Pricing and TCO in plain numbers
For a representative European checkout flow at 500,000 geocoding requests per month with a Pro-tier contract :
- Google Maps Platform : per-load and SKU-based, session-token nuances, US infrastructure for many SKUs.
- Woosmap Localities Geocode : direct per-1,000 pricing, EU-hosted, 99.9% Enterprise SLA.
The Woosmap reference TCO target is 40-50% of equivalent Google Maps Platform Pro-tier usage, before the structural advantage that Localities Autocomplete is free at all volumes (no session token, no termination requirement, no per-keystroke billing). Mapbox, TomTom, and HERE publish their own pricing pages and should be modelled directly rather than estimated - HERE has communicated regular price increases, including a 6% increase in April 2026 for new contracts and renewals. Verify each public pricing page against your usage mix before locking the budget.
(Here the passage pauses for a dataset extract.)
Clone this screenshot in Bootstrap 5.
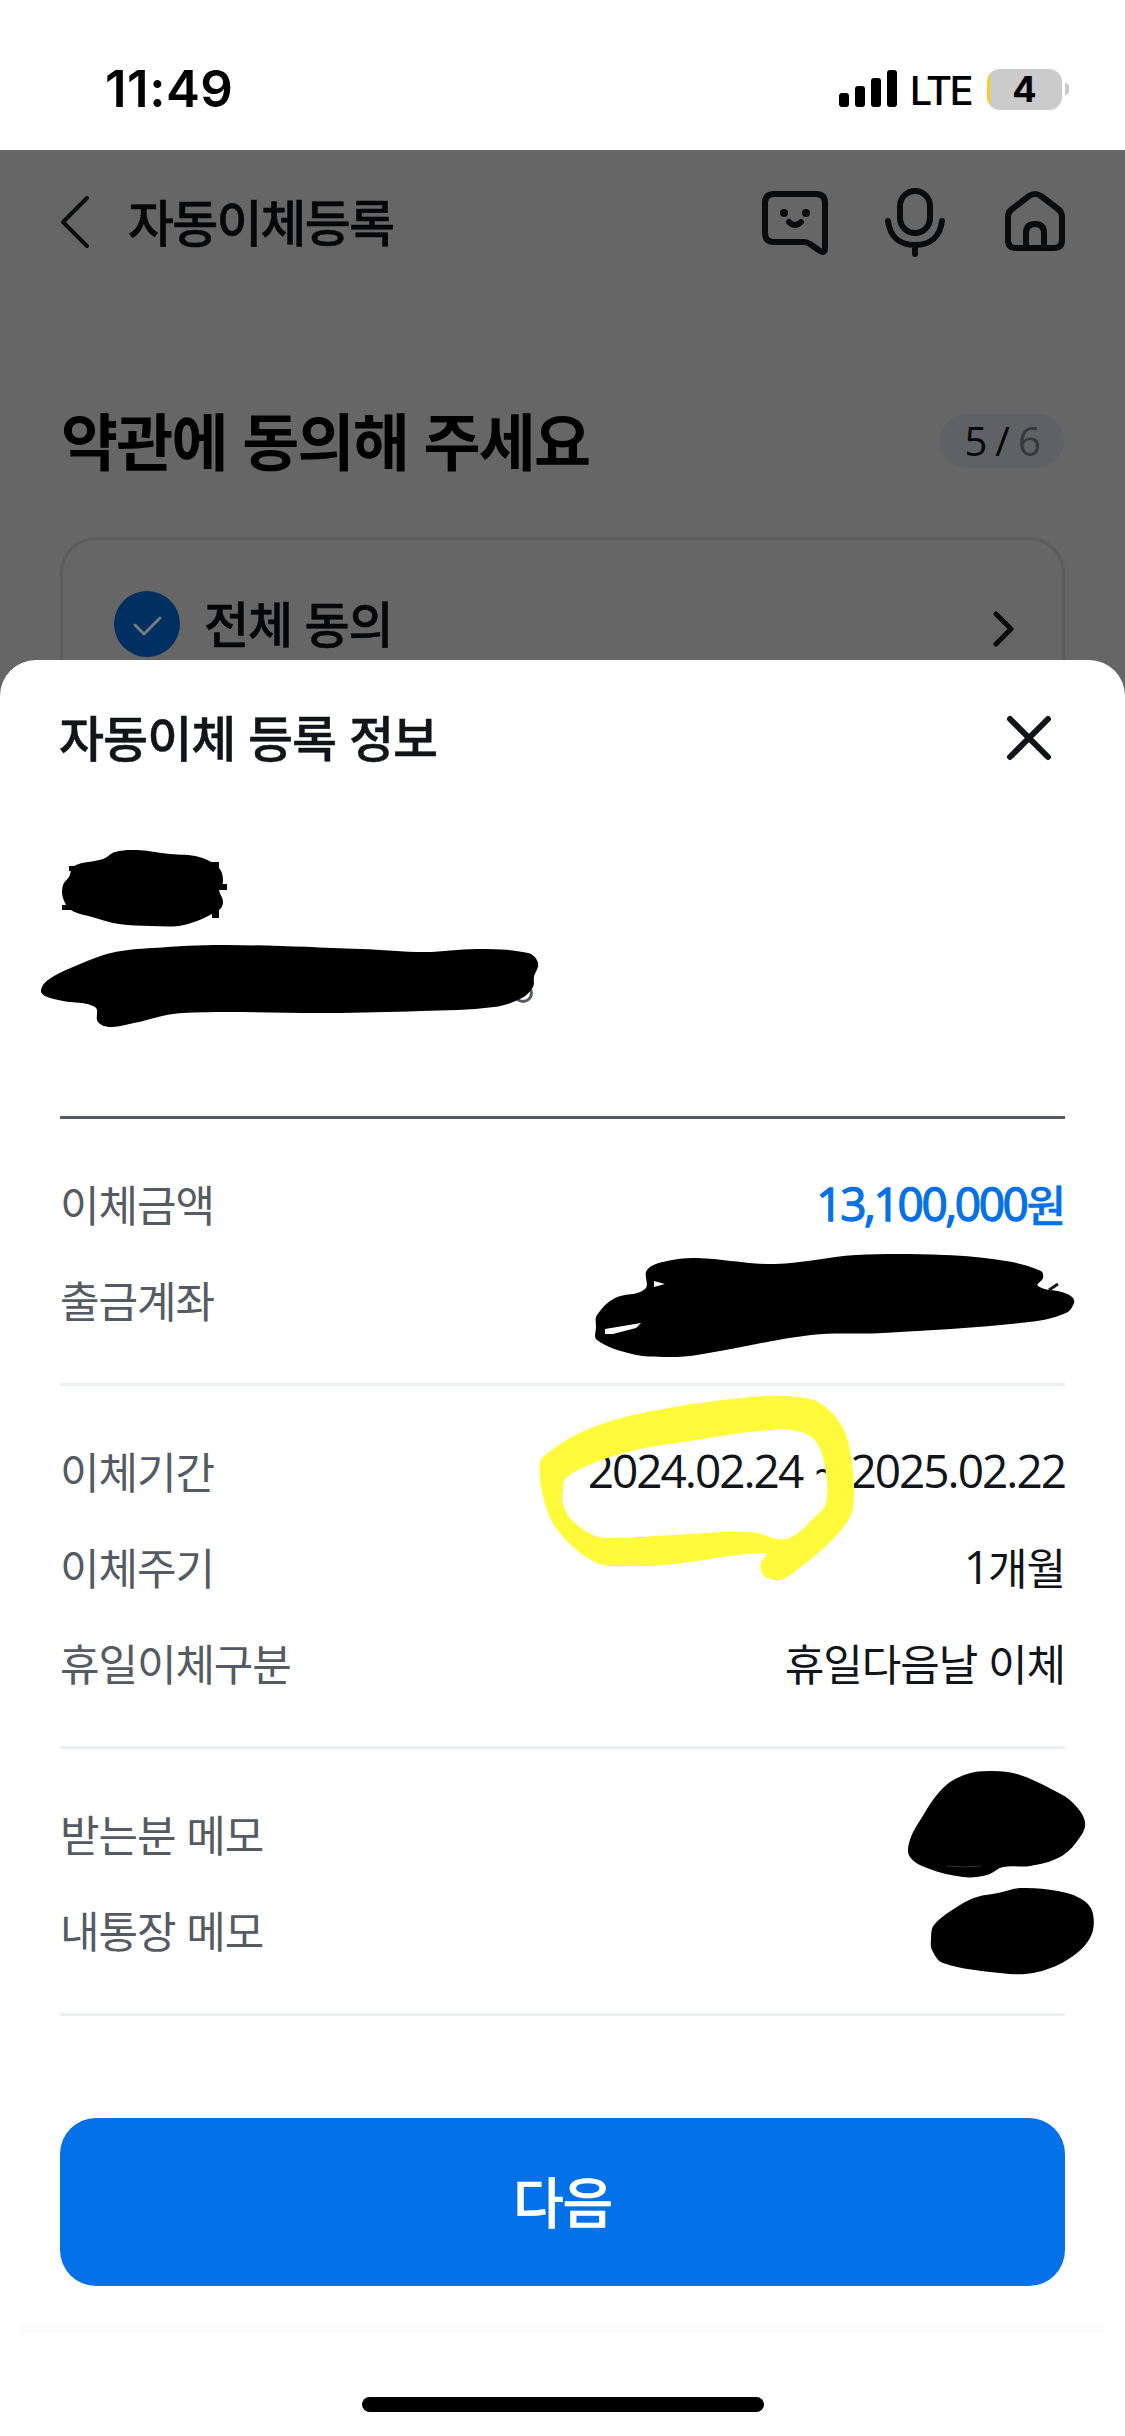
<!DOCTYPE html>
<html lang="ko">
<head>
<meta charset="utf-8">
<meta name="viewport" content="width=device-width, initial-scale=1">
<title>자동이체등록</title>
<link href="https://cdn.jsdelivr.net/npm/bootstrap@5.3.0/dist/css/bootstrap.min.css" rel="stylesheet">
<style>
body{font-family:"Noto Sans CJK KR",sans-serif;color:#111519;background:#fff;line-height:1}
.phone{width:1125px;height:2436px;overflow:hidden}
.status{height:150px;padding:32px 56px 0 105px;font-family:Inter,sans-serif;color:#000}
.clock{font-size:51px;font-weight:600;letter-spacing:.5px;padding-top:31px}
.indicators{height:50px;margin-top:32px}
.lte{font-size:40px;font-weight:500;letter-spacing:-2.6px;margin:3px 16px 0 13px}
.batt{width:75px;height:41px;border-radius:13px;background:linear-gradient(90deg,#f9ce22 3px,#cbcbcb 3px);font-size:36px;font-weight:700}
.batt-tip{width:4px;height:12px;border-radius:0 6px 6px 0;background:#cbcbcb;margin-left:3px}
.dimmed{background:#666;color:#050607}
.behind{height:510px;overflow:hidden}
.topbar{height:144px;padding:0 60px}
.bar-title,.agree-txt,.sheet-title,.next{-webkit-text-stroke:.5px currentColor}
.bar-title{font-size:50px;font-weight:500;letter-spacing:-1.8px;margin:-5px 0 0 38px}
.head-row{height:243px;padding:50px 61px 0}
.head-title{font-size:62px;font-weight:700;letter-spacing:-1.8px;margin:-2px 0 0;color:#000}
.step-pill{width:124px;height:54px;border-radius:27px;background:#5f6165;font-family:"Open Sans",sans-serif;font-size:40px;letter-spacing:-1.2px;margin-top:0}
.step-pill i{font-style:normal;color:#35383d}
.agree{margin:0 60px;height:180px;border:3px solid #5a5c5e;border-radius:36px;padding:0 48px 0 51px}
.agree-all{margin-top:-7px}
.agree-txt{font-size:49px;font-weight:500;letter-spacing:-1.1px;margin:-4px 0 0 24px}
.agree-arrow{margin-top:4px}
.sheet{background:#fff;color:#111519;border-radius:36px 36px 0 0;height:1776px;padding:0 60px}
.sheet-head{height:156px}
.sheet-title{font-size:49px;font-weight:500;letter-spacing:-1px;margin:-4px 0 0 -1px}
.owner{height:303px;border-bottom:3px solid #555b62}
.group{border-bottom:3px solid #ebeef3;padding:36px 0}
.line-item{height:96px;font-size:43px}
.line-item dt{font-weight:400;letter-spacing:-1.1px;color:#555b63}
.line-item dd{margin:0;letter-spacing:-1.1px;font-weight:400;display:flex;align-items:center}
.num{font-family:"Open Sans",sans-serif;font-size:46px;letter-spacing:-2px;font-weight:400;word-spacing:2px}
.line-item .amount{color:#0471e9;font-weight:500;-webkit-text-stroke:.4px currentColor}
.amount .num{letter-spacing:-2.4px;-webkit-text-stroke:1.3px currentColor}
.next{height:168px;margin-top:102px;border-radius:36px;background:#0471e9;color:#fff;font-size:55px;font-weight:500;letter-spacing:-1.3px;border:0;padding-bottom:11px}
.footer-edge{height:12px;margin:35px -40px 0;background:linear-gradient(#fff,#fafafa)}
.home-bar{width:402px;height:15px;border-radius:8px;background:#000;margin:64px auto 0}
.ink{left:0;top:0;pointer-events:none}
</style>
<script src="https://cdn.jsdelivr.net/npm/bootstrap@5.3.0/dist/js/bootstrap.bundle.min.js"></script>
</head>
<body>
<div class="phone position-relative d-flex flex-column">
  <header class="status d-flex justify-content-between">
    <div class="clock">11:49</div>
    <div class="indicators d-flex align-items-center">
      <svg width="58" height="38" viewBox="0 0 58 38"><rect y="23" width="10" height="14" rx="3"/><rect x="16" y="16" width="10" height="21" rx="3"/><rect x="32" y="8" width="10" height="29" rx="3"/><rect x="48" width="10" height="37" rx="3"/></svg>
      <span class="lte">LTE</span>
      <span class="batt d-flex align-items-center justify-content-center">4</span><span class="batt-tip"></span>
    </div>
  </header>

  <div class="dimmed flex-grow-1">
    <section class="behind">
      <nav class="topbar d-flex align-items-center justify-content-between">
        <div class="d-flex align-items-center">
          <svg width="30" height="54" viewBox="0 0 30 54" fill="none" stroke="#0a0c0e" stroke-width="4" stroke-linecap="round" stroke-linejoin="round"><path d="M27 3 3 27l24 24"/></svg>
          <span class="bar-title">자동이체등록</span>
        </div>
        <svg width="304" height="72" viewBox="761 187 304 72" fill="none" stroke="#090b0d" stroke-width="6" stroke-linecap="round" stroke-linejoin="round">
          <path d="M774 195h42q9 0 9 9v45q0 6-5 3l-10-7q-3-2-6-2h-30q-9 0-9-9v-30q0-9 9-9z"/>
          <path d="M789 223q6 6 12 0"/><g fill="#090b0d" stroke="none"><circle cx="784" cy="214" r="4"/><circle cx="806" cy="214" r="4"/></g>
          <rect x="900" y="192" width="30" height="42" rx="15"/><path d="M888 222c2 16 12 24 27 24s25-8 27-24M915 246v9"/>
          <path d="M1029 197q6-4 12 0l17 13q4 3 4 8v23q0 8-8 8h-38q-8 0-8-8v-23q0-5 4-8zM1026 248v-14q0-9 9-9t9 9v14"/>
        </svg>
      </nav>
      <div class="head-row d-flex align-items-center justify-content-between">
        <h1 class="head-title">약관에 동의해 주세요</h1>
        <span class="step-pill d-flex align-items-center justify-content-center"><span>5 / <i>6</i></span></span>
      </div>
      <div class="agree d-flex align-items-center justify-content-between">
        <div class="agree-all d-flex align-items-center">
          <svg width="66" height="66" viewBox="0 0 66 66"><circle cx="33" cy="33" r="33" fill="#002f62"/><path d="m21 34 9 9 16-16" fill="none" stroke="#777b80" stroke-width="3" stroke-linecap="round" stroke-linejoin="round"/></svg>
          <span class="agree-txt">전체 동의</span>
        </div>
        <svg class="agree-arrow" width="22" height="38" viewBox="0 0 22 38" fill="none" stroke="#08090a" stroke-width="5" stroke-linecap="round" stroke-linejoin="round"><path d="m4 4 15 15L4 34"/></svg>
      </div>
    </section>

    <main class="sheet">
      <div class="sheet-head d-flex align-items-center justify-content-between">
        <h2 class="sheet-title">자동이체 등록 정보</h2>
        <svg class="me-3" width="44" height="44" viewBox="0 0 44 44" fill="none" stroke="#111519" stroke-width="6" stroke-linecap="round" overflow="visible"><path d="m5 3 38 38M43 3 5 41"/></svg>
      </div>
      <div class="owner"></div>
      <dl class="group m-0">
        <div class="line-item d-flex align-items-center justify-content-between"><dt>이체금액</dt><dd class="amount"><span class="num">13,100,000</span>원</dd></div>
        <div class="line-item d-flex align-items-center justify-content-between"><dt>출금계좌</dt><dd></dd></div>
      </dl>
      <dl class="group m-0">
        <div class="line-item d-flex align-items-center justify-content-between"><dt>이체기간</dt><dd><span class="num">2024.02.24 ~ 2025.02.22</span></dd></div>
        <div class="line-item d-flex align-items-center justify-content-between"><dt>이체주기</dt><dd><span class="num">1</span>개월</dd></div>
        <div class="line-item d-flex align-items-center justify-content-between"><dt>휴일이체구분</dt><dd>휴일다음날 이체</dd></div>
      </dl>
      <dl class="group m-0">
        <div class="line-item d-flex align-items-center justify-content-between"><dt>받는분 메모</dt><dd></dd></div>
        <div class="line-item d-flex align-items-center justify-content-between"><dt>내통장 메모</dt><dd></dd></div>
      </dl>
      <button class="next btn w-100 d-flex align-items-center justify-content-center" type="button">다음</button>
      <div class="footer-edge"></div>
      <div class="home-bar"></div>
    </main>
  </div>

  <!-- Pen strokes over the sheet -->
  <svg class="ink position-absolute" width="1125" height="2436" viewBox="0 0 1125 2436">
    <circle cx="523" cy="993" r="8.500" fill="none" stroke="#555b63" stroke-width="3"/>
    <path data-pts="103,859 115,852 136,850 170,854 199,857 219,868 223,882 219,889 223,902 219,910 184,925 151,926 119,924 92,917 71,910 63,898 63,885 69,877 74,866"/>
    <path d="M69 866h8v5h-8zM212 862h7v20h-7zM218 884h9v6h-9zM62 905h9v5h-9zM212 900h7v18h-7z"/>
    <path data-pts="41,990 48,980 73,967 111,953 153,948 226,945 360,949 425,952 478,949 528,953 538,963 534,977 533,987 522,998 494,1007 421,1011 329,1013 182,1013 134,1023 111,1027 98,1022 95,1007 63,1001 45,996"/>
    <path data-pts="596,1327 597,1315 615,1298 645,1289 647,1270 667,1261 697,1258 775,1264 856,1255 944,1255 1006,1261 1041,1271 1043,1278 1038,1286 1062,1292 1072,1297 1074,1303 1066,1313 1029,1322 883,1333 811,1335 697,1355 667,1357 632,1354 597,1340"/>
    <path d="m605 1329 36-6-5 5-23 6h-8zM654 1281l11 3-11 3z" fill="#fff"/>
    <path d="m1049 1290 9-6" stroke="#111519" stroke-width="3"/>
    <path fill="#fffb3c" fill-rule="evenodd" data-pts="540,1463 549,1452 586,1430 647,1412 751,1397 798,1397 823,1405 844,1430 852,1463 854,1497 850,1517 829,1543 786,1578 775,1580 763,1575 761,1563 766,1553 674,1564 636,1566 597,1563 559,1532 544,1500|566,1478 597,1462 636,1450 690,1441 759,1431 798,1431 817,1443 826,1473 826,1503 817,1515 786,1539 751,1532 674,1535 605,1538 589,1533 570,1518 563,1503 563,1490"/>
    <path data-pts="909,1843 919,1822 943,1788 967,1774 993,1771 1020,1775 1057,1792 1072,1802 1085,1822 1078,1840 1060,1857 1030,1866 1003,1867 987,1875 963,1877 927,1868 910,1857"/>
    <path d="M947 1866q15 2 34 0" fill="none" stroke="#333" stroke-width="1"/>
    <path data-pts="931,1940 934,1925 960,1905 977,1897 998,1893 1020,1888 1058,1891 1083,1900 1093,1914 1090,1938 1067,1960 1033,1973 1000,1973 943,1963 932,1950"/>
  </svg>
</div>
<script>
// Turn each list of points into a smooth closed curve (Catmull-Rom to Bezier).
document.querySelectorAll('[data-pts]').forEach(function(p){
  p.setAttribute('d', p.dataset.pts.split('|').map(function(s){
    var a = s.split(' ').map(function(t){return t.split(',').map(Number)}), n = a.length, d = 'M' + a[0];
    for (var i = 0; i < n; i++) {
      var p0 = a[(i+n-1)%n], p1 = a[i], p2 = a[(i+1)%n], p3 = a[(i+2)%n];
      var L = Math.hypot(p2[0]-p1[0], p2[1]-p1[1]);
      var u = [p2[0]-p0[0], p2[1]-p0[1]], v = [p3[0]-p1[0], p3[1]-p1[1]];
      var ku = .35*L/Math.hypot(u[0],u[1]), kv = .35*L/Math.hypot(v[0],v[1]);
      d += 'C' + [p1[0]+u[0]*ku, p1[1]+u[1]*ku, p2[0]-v[0]*kv, p2[1]-v[1]*kv, p2[0], p2[1]].map(function(x){return x.toFixed(1)});
    }
    return d + 'Z';
  }).join(''));
});
</script>
</body>
</html>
Data residency, governance, and what your DPO will surface
For digital leaders in regulated industries, the geocoding API has become a data-governance conversation as much as a feature one. Three structural facts to keep on the table.
First, the EU Digital Markets Act formally recognized Google's self-preferencing in Article 6.5, and the EU subsequently fined Google for self-preferencing in search results. This is not abstract regulation ; it is the structural reason your DPO will ask whether the geocoding queries feed into an advertising ecosystem.
Second, the majors publish data-rights language that varies by product. Mapbox's Navigation SDK and Dash terms include perpetual, transferable, sublicensable rights on user inputs - the clause does not apply to all Mapbox APIs, but it applies to enough that legal review before shipping is the safe default. Google Maps Platform terms restrict caching and downstream usage of geocoding results, and you cannot display Google-geocoded results on non-Google maps.
Third, EU-hosted alternatives exist. Woosmap is one example, with a stated 100% EU-hosted infrastructure and zero data transfer to the United States ; verify the exact wording on each provider's legal page and, if your sector is sensitive, get the answer in the master services agreement, not in a sales deck.